Für beide Gruppen gilt: Nur besonders widerstandsfähige und antiallergische Materialien
oder Legierungen sind für Kinderbrillenfassungen geeignet.

Blendschutz- und Filterbrillen

Dass Kinder ganz besonders auf einen ausreichenden UV-Schutz angewiesen sind, ist seit langem bekannt. Die Anforderungen an die Brillenfassungen sind einfach formuliert: Neben den bereits beschriebenen anatomischen Kriterien sollte die Fassung vor seitlichem Lichteinfall sowie von oben schützen. Selbstverständlich muss das verwendete Material hautfreundlich und die Brille anatomisch gut anpassbar sein. Sind zudem Kantenfilter oder auch andere spezielle Blendschutzgläser erforderlich, sollte sich die Brillenfassung für den Austausch gegen andere Gläser eignen.

Sportbrillen

Von zweckentsprechend gestalteten Kinderbrillen geht grundsätzlich kein Verletzungsrisiko beim Sport aus. Auch die Sportart ist hier unerheblich. Zweckentsprechend bedeutet, dass gepolsterte Auflagen helfen, Druckstellen zu vermeiden, Sportbänder anstelle oder als Ergänzung der normalen Bügel zur Anwendung kommen und die Form der Brille die „Rundumsicht“ zulässt und einen optimalen Blendschutz gewährleistet. Daher schützt eine „richtige“ Sportbrille erheblich besser vor Verletzungen, statt diese zu verursachen. Wenn Kinder eine Sportart sehr intensiv betreiben, sollten sie allerdings eine geeignete und adäquate Sportbrille verwenden. Dies gilt nicht nur für sehbehinderte Kinder.
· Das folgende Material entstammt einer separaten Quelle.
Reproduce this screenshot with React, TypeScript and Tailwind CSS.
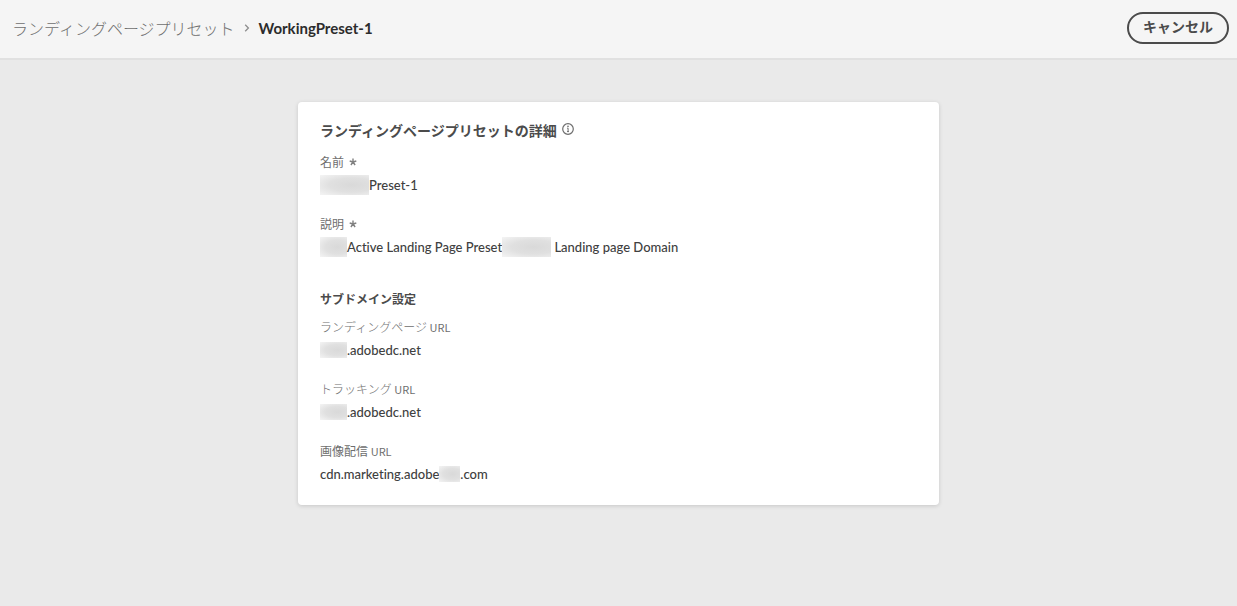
import type { ReactNode } from "react";

const REDACTION =
  "inline-block bg-[radial-gradient(ellipse_at_65%_50%,#d9d9d9_0%,#e0e0e0_50%,#f4f4f4_100%)] align-middle";

function Redacted({ size }: { size: string }) {
  return <span aria-hidden="true" className={`${REDACTION} ${size}`} />;
}

function InfoIcon() {
  return (
    <svg className="mb-0.5" width="12" height="12" viewBox="0 0 12 12" fill="none" aria-hidden="true">
      <circle cx="6" cy="6" r="5.3" stroke="#6e6e6e" strokeWidth="1.2" />
      <circle cx="6" cy="3.4" r="0.8" fill="#6e6e6e" />
      <path d="M5.1 5.2h1v3.3M5 8.6h2" stroke="#6e6e6e" strokeWidth="1" />
    </svg>
  );
}

function RequiredMark() {
  return (
    <svg width="8" height="8" viewBox="0 0 8 8" fill="none" aria-label="必須" role="img">
      <path
        d="M4 4V.6M4 4l3.3-1M4 4l2.1 3M4 4L1.9 7M4 4L.7 3"
        stroke="#808080"
        strokeWidth="1.4"
      />
    </svg>
  );
}

interface FieldProps {
  label: ReactNode;
  required?: boolean;
  light?: boolean;
  children: ReactNode;
}

function Field({ label, required = false, light = false, children }: FieldProps) {
  return (
    <div className="flex flex-col gap-0.5">
      <dt
        className={`flex h-5 items-center gap-[5px] text-[12px] leading-5 text-[#6e6e6e] ${
          light ? "font-light" : "font-normal"
        }`}
      >
        <span>{label}</span>
        {required && <RequiredMark />}
      </dt>
      <dd className="flex h-[22px] items-center whitespace-pre font-['Lato','Noto_Sans_CJK_JP',sans-serif] text-[13px] leading-[22px] font-medium text-[#404040] [font-variant-ligatures:none]">
        {children}
      </dd>
    </div>
  );
}

function Url() {
  return <span className="text-[11px] font-normal">URL</span>;
}

export default function App() {
  return (
    <div className="flex min-h-screen flex-col bg-[#eaeaea] font-['Noto_Sans_CJK_JP',sans-serif] text-[#4b4b4b]">
      <header className="flex items-center justify-between border-b-2 border-[#e1e1e1] bg-[#f5f5f5] pt-3 pr-2 pb-3.5 pl-3">
        <nav aria-label="パンくずリスト">
          <ol className="flex items-center gap-2">
            <li>
              <a href="#presets" className="block text-[16px] leading-8 font-light text-[#6e6e6e]">
                ランディングページプリセット
              </a>
            </li>
            <li aria-hidden="true">
              <svg width="8" height="10" viewBox="0 0 8 10" fill="none">
                <path d="M2.2 1.8L5.4 5 2.2 8.2" stroke="#8e8e8e" strokeWidth="1.3" />
              </svg>
            </li>
            <li
              aria-current="page"
              className="font-['Lato','Noto_Sans_CJK_JP',sans-serif] text-[15px] leading-8 font-bold text-[#2c2c2c]"
            >
              WorkingPreset-1
            </li>
          </ol>
        </nav>
        <button
          type="button"
          className="h-8 rounded-full border-2 border-[#4b4b4b] px-3.5 pb-1 text-[14px] leading-6 font-bold text-[#4b4b4b]"
        >
          キャンセル
        </button>
      </header>

      <main className="flex justify-center px-6 py-[42px]">
        <section className="w-full max-w-[641px] rounded bg-white px-[22px] pt-[18px] pb-5 shadow-[0_1px_4px_rgba(0,0,0,0.15)]">
          <h1 className="flex items-center gap-[5px] text-[14px] leading-5 font-bold">
            ランディングページプリセットの詳細
            <InfoIcon />
          </h1>
          <dl className="mt-3 flex flex-col gap-[18px]">
            <Field label="名前" required>
              <Redacted size="h-5 w-[49px]" />
              Preset-1
            </Field>
            <Field label="説明" required>
              <Redacted size="h-5 w-[27px]" />
              Active Landing Page Preset
              <Redacted size="h-5 w-[49px]" />
              {" Landing page Domain"}
            </Field>
          </dl>

          <h2 className="mt-[31px] text-[12px] leading-5 font-bold">サブドメイン設定</h2>
          <dl className="mt-2 flex flex-col gap-[18px]">
            <Field label={<>ランディングページ <Url /></>} light>
              <Redacted size="h-4 w-[27px]" />
              .adobedc.net
            </Field>
            <Field label={<>トラッキング <Url /></>} light>
              <Redacted size="h-4 w-[27px]" />
              .adobedc.net
            </Field>
            <Field label={<>画像配信 <Url /></>}>
              cdn.marketing.adobe
              <Redacted size="h-4 w-[21px]" />
              .com
            </Field>
          </dl>
        </section>
      </main>
    </div>
  );
}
Es ist nicht immer einfach, dem verlockenden Angebot zu widerstehen und irgendeine Fassung auszuwählen, weil diese „dem Kind doch so gut steht“. Gerade bei Kinderbrillen, die spezifische Aufgaben erfüllen müssen, steht die Funktionalität an erster Stelle. Da können die beratenden augenoptischen Fachpersonen ihre Fachkompetenz demonstrieren.